■ Instructions for the task ■
Exclude the pictures and reproduce the remaining data exactly as written.
☆ ☆ ☆
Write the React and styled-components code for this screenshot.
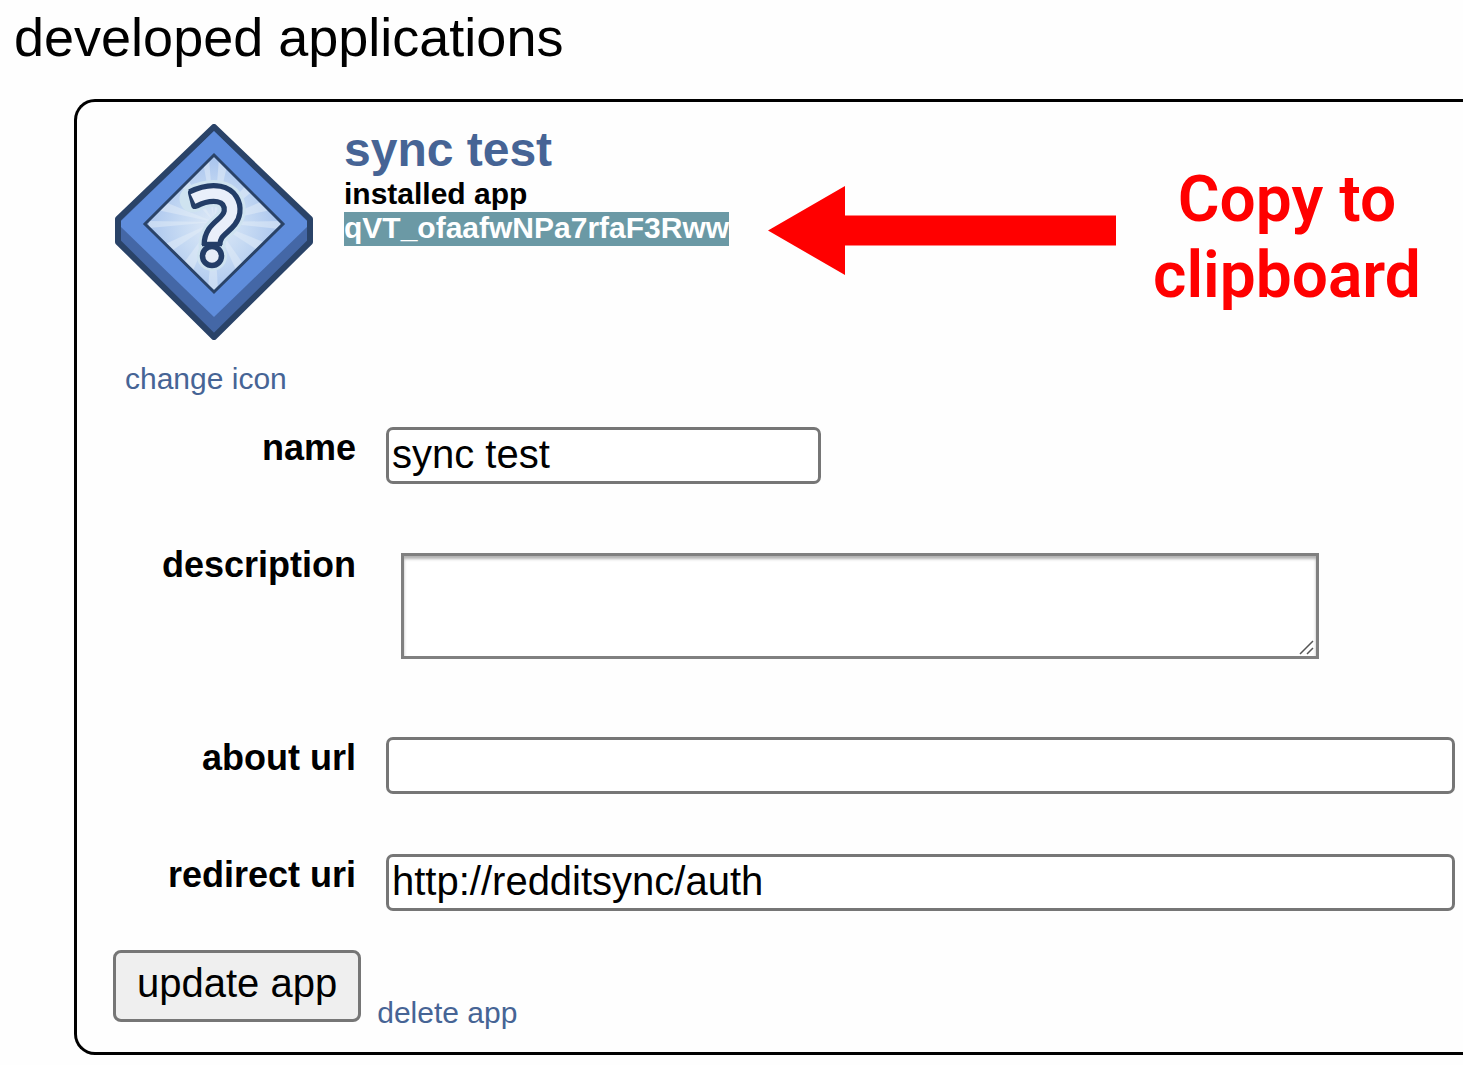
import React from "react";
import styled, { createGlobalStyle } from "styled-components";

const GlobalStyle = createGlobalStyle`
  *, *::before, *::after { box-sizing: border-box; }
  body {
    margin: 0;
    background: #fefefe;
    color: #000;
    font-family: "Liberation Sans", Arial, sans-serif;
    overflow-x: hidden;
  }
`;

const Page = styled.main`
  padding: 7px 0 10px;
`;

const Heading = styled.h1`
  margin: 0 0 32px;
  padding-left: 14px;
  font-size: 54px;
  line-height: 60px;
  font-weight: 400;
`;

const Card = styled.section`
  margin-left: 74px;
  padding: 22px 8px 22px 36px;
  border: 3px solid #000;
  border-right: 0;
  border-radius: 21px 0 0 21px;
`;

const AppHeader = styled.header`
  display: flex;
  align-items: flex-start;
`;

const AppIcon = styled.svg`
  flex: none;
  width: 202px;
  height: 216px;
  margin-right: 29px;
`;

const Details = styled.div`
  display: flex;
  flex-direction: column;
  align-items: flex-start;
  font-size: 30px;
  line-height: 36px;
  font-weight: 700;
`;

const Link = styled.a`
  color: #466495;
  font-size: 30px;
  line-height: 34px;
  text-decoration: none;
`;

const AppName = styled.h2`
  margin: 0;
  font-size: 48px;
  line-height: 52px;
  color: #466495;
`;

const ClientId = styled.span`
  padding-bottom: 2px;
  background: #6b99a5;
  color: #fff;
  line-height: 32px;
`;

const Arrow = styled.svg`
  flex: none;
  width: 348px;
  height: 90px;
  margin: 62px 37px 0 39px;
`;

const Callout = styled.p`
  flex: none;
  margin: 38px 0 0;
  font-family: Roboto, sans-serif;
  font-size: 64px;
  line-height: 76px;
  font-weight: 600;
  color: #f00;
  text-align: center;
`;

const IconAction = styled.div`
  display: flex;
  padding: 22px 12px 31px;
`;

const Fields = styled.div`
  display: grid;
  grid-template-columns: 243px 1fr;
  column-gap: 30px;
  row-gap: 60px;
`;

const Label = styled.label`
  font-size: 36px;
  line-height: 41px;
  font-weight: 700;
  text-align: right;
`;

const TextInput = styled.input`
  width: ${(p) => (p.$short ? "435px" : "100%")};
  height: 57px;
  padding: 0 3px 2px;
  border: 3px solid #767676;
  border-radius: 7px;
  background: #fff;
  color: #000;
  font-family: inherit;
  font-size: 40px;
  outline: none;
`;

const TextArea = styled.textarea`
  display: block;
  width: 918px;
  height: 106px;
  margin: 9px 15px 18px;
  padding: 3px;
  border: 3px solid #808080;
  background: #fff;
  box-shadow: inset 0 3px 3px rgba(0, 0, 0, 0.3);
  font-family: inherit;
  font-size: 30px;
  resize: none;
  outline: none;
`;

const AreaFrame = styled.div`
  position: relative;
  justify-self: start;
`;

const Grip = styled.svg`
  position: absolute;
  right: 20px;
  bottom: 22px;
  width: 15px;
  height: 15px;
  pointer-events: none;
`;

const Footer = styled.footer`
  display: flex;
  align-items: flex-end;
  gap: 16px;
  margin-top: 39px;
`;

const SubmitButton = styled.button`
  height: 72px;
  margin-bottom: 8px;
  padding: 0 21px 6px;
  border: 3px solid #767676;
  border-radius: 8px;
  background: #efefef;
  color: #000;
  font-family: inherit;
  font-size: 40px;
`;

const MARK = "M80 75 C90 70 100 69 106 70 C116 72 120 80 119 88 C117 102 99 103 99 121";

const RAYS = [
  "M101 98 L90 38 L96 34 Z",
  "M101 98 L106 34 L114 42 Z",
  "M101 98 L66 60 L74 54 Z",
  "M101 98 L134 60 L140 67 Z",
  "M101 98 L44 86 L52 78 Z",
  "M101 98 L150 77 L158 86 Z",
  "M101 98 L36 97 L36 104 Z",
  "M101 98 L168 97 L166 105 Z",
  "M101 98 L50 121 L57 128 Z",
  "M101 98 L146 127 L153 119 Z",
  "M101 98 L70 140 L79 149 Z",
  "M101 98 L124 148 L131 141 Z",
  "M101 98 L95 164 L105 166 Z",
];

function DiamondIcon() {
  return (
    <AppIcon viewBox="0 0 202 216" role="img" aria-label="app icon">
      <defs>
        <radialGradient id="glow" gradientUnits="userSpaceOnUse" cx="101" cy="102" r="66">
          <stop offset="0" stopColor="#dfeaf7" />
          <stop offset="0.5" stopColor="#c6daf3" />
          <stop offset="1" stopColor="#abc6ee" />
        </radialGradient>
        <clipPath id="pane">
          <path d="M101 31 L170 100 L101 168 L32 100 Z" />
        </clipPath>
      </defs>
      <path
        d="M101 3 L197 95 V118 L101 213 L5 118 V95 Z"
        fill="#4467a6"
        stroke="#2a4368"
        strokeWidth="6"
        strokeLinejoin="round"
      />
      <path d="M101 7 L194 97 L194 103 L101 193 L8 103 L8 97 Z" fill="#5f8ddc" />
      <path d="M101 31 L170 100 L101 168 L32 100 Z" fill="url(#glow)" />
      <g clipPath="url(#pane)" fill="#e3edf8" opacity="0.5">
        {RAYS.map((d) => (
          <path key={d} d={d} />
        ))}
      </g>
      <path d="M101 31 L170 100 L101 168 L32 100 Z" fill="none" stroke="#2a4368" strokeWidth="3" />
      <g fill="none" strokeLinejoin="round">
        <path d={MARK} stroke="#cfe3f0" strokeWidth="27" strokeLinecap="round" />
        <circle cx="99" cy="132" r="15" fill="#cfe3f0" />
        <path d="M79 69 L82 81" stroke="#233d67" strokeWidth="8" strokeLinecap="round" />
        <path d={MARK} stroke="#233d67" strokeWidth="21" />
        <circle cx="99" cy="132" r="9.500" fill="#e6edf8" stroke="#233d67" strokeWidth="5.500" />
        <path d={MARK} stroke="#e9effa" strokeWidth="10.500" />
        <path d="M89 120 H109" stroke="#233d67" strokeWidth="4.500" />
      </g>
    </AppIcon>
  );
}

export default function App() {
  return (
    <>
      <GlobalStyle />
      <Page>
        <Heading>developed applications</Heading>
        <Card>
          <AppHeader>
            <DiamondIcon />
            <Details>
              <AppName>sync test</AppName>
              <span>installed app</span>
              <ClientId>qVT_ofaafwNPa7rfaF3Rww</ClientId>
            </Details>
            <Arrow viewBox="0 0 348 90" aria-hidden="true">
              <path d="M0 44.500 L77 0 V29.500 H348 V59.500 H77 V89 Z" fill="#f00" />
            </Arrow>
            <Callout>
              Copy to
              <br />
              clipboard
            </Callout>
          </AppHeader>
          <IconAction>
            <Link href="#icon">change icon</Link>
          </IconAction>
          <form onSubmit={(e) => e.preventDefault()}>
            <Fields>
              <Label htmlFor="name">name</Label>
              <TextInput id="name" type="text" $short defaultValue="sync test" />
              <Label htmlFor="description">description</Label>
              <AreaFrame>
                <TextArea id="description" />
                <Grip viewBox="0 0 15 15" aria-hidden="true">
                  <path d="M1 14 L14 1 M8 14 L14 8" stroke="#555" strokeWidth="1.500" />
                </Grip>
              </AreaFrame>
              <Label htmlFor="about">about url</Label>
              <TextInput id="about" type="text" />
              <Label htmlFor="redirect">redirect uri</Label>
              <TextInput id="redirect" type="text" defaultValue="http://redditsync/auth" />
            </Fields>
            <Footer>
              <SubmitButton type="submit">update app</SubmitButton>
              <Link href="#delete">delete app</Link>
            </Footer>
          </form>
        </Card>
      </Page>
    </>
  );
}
☆ ☆ ☆
■ Exercise answer ■
Write the React and styled-components code for this screenshot.
import React from "react";
import styled, { createGlobalStyle } from "styled-components";

const GlobalStyle = createGlobalStyle`
  *, *::before, *::after { box-sizing: border-box; }
  body {
    margin: 0;
    background: #fefefe;
    color: #000;
    font-family: "Liberation Sans", Arial, sans-serif;
    overflow-x: hidden;
  }
`;

const Page = styled.main`
  padding: 7px 0 10px;
`;

const Heading = styled.h1`
  margin: 0 0 32px;
  padding-left: 14px;
  font-size: 54px;
  line-height: 60px;
  font-weight: 400;
`;

const Card = styled.section`
  margin-left: 74px;
  padding: 22px 8px 22px 36px;
  border: 3px solid #000;
  border-right: 0;
  border-radius: 21px 0 0 21px;
`;

const AppHeader = styled.header`
  display: flex;
  align-items: flex-start;
`;

const AppIcon = styled.svg`
  flex: none;
  width: 202px;
  height: 216px;
  margin-right: 29px;
`;

const Details = styled.div`
  display: flex;
  flex-direction: column;
  align-items: flex-start;
  font-size: 30px;
  line-height: 36px;
  font-weight: 700;
`;

const Link = styled.a`
  color: #466495;
  font-size: 30px;
  line-height: 34px;
  text-decoration: none;
`;

const AppName = styled.h2`
  margin: 0;
  font-size: 48px;
  line-height: 52px;
  color: #466495;
`;

const ClientId = styled.span`
  padding-bottom: 2px;
  background: #6b99a5;
  color: #fff;
  line-height: 32px;
`;

const Arrow = styled.svg`
  flex: none;
  width: 348px;
  height: 90px;
  margin: 62px 37px 0 39px;
`;

const Callout = styled.p`
  flex: none;
  margin: 38px 0 0;
  font-family: Roboto, sans-serif;
  font-size: 64px;
  line-height: 76px;
  font-weight: 600;
  color: #f00;
  text-align: center;
`;

const IconAction = styled.div`
  display: flex;
  padding: 22px 12px 31px;
`;

const Fields = styled.div`
  display: grid;
  grid-template-columns: 243px 1fr;
  column-gap: 30px;
  row-gap: 60px;
`;

const Label = styled.label`
  font-size: 36px;
  line-height: 41px;
  font-weight: 700;
  text-align: right;
`;

const TextInput = styled.input`
  width: ${(p) => (p.$short ? "435px" : "100%")};
  height: 57px;
  padding: 0 3px 2px;
  border: 3px solid #767676;
  border-radius: 7px;
  background: #fff;
  color: #000;
  font-family: inherit;
  font-size: 40px;
  outline: none;
`;

const TextArea = styled.textarea`
  display: block;
  width: 918px;
  height: 106px;
  margin: 9px 15px 18px;
  padding: 3px;
  border: 3px solid #808080;
  background: #fff;
  box-shadow: inset 0 3px 3px rgba(0, 0, 0, 0.3);
  font-family: inherit;
  font-size: 30px;
  resize: none;
  outline: none;
`;

const AreaFrame = styled.div`
  position: relative;
  justify-self: start;
`;

const Grip = styled.svg`
  position: absolute;
  right: 20px;
  bottom: 22px;
  width: 15px;
  height: 15px;
  pointer-events: none;
`;

const Footer = styled.footer`
  display: flex;
  align-items: flex-end;
  gap: 16px;
  margin-top: 39px;
`;

const SubmitButton = styled.button`
  height: 72px;
  margin-bottom: 8px;
  padding: 0 21px 6px;
  border: 3px solid #767676;
  border-radius: 8px;
  background: #efefef;
  color: #000;
  font-family: inherit;
  font-size: 40px;
`;

const MARK = "M80 75 C90 70 100 69 106 70 C116 72 120 80 119 88 C117 102 99 103 99 121";

const RAYS = [
  "M101 98 L90 38 L96 34 Z",
  "M101 98 L106 34 L114 42 Z",
  "M101 98 L66 60 L74 54 Z",
  "M101 98 L134 60 L140 67 Z",
  "M101 98 L44 86 L52 78 Z",
  "M101 98 L150 77 L158 86 Z",
  "M101 98 L36 97 L36 104 Z",
  "M101 98 L168 97 L166 105 Z",
  "M101 98 L50 121 L57 128 Z",
  "M101 98 L146 127 L153 119 Z",
  "M101 98 L70 140 L79 149 Z",
  "M101 98 L124 148 L131 141 Z",
  "M101 98 L95 164 L105 166 Z",
];

function DiamondIcon() {
  return (
    <AppIcon viewBox="0 0 202 216" role="img" aria-label="app icon">
      <defs>
        <radialGradient id="glow" gradientUnits="userSpaceOnUse" cx="101" cy="102" r="66">
          <stop offset="0" stopColor="#dfeaf7" />
          <stop offset="0.5" stopColor="#c6daf3" />
          <stop offset="1" stopColor="#abc6ee" />
        </radialGradient>
        <clipPath id="pane">
          <path d="M101 31 L170 100 L101 168 L32 100 Z" />
        </clipPath>
      </defs>
      <path
        d="M101 3 L197 95 V118 L101 213 L5 118 V95 Z"
        fill="#4467a6"
        stroke="#2a4368"
        strokeWidth="6"
        strokeLinejoin="round"
      />
      <path d="M101 7 L194 97 L194 103 L101 193 L8 103 L8 97 Z" fill="#5f8ddc" />
      <path d="M101 31 L170 100 L101 168 L32 100 Z" fill="url(#glow)" />
      <g clipPath="url(#pane)" fill="#e3edf8" opacity="0.5">
        {RAYS.map((d) => (
          <path key={d} d={d} />
        ))}
      </g>
      <path d="M101 31 L170 100 L101 168 L32 100 Z" fill="none" stroke="#2a4368" strokeWidth="3" />
      <g fill="none" strokeLinejoin="round">
        <path d={MARK} stroke="#cfe3f0" strokeWidth="27" strokeLinecap="round" />
        <circle cx="99" cy="132" r="15" fill="#cfe3f0" />
        <path d="M79 69 L82 81" stroke="#233d67" strokeWidth="8" strokeLinecap="round" />
        <path d={MARK} stroke="#233d67" strokeWidth="21" />
        <circle cx="99" cy="132" r="9.500" fill="#e6edf8" stroke="#233d67" strokeWidth="5.500" />
        <path d={MARK} stroke="#e9effa" strokeWidth="10.500" />
        <path d="M89 120 H109" stroke="#233d67" strokeWidth="4.500" />
      </g>
    </AppIcon>
  );
}

export default function App() {
  return (
    <>
      <GlobalStyle />
      <Page>
        <Heading>developed applications</Heading>
        <Card>
          <AppHeader>
            <DiamondIcon />
            <Details>
              <AppName>sync test</AppName>
              <span>installed app</span>
              <ClientId>qVT_ofaafwNPa7rfaF3Rww</ClientId>
            </Details>
            <Arrow viewBox="0 0 348 90" aria-hidden="true">
              <path d="M0 44.500 L77 0 V29.500 H348 V59.500 H77 V89 Z" fill="#f00" />
            </Arrow>
            <Callout>
              Copy to
              <br />
              clipboard
            </Callout>
          </AppHeader>
          <IconAction>
            <Link href="#icon">change icon</Link>
          </IconAction>
          <form onSubmit={(e) => e.preventDefault()}>
            <Fields>
              <Label htmlFor="name">name</Label>
              <TextInput id="name" type="text" $short defaultValue="sync test" />
              <Label htmlFor="description">description</Label>
              <AreaFrame>
                <TextArea id="description" />
                <Grip viewBox="0 0 15 15" aria-hidden="true">
                  <path d="M1 14 L14 1 M8 14 L14 8" stroke="#555" strokeWidth="1.500" />
                </Grip>
              </AreaFrame>
              <Label htmlFor="about">about url</Label>
              <TextInput id="about" type="text" />
              <Label htmlFor="redirect">redirect uri</Label>
              <TextInput id="redirect" type="text" defaultValue="http://redditsync/auth" />
            </Fields>
            <Footer>
              <SubmitButton type="submit">update app</SubmitButton>
              <Link href="#delete">delete app</Link>
            </Footer>
          </form>
        </Card>
      </Page>
    </>
  );
}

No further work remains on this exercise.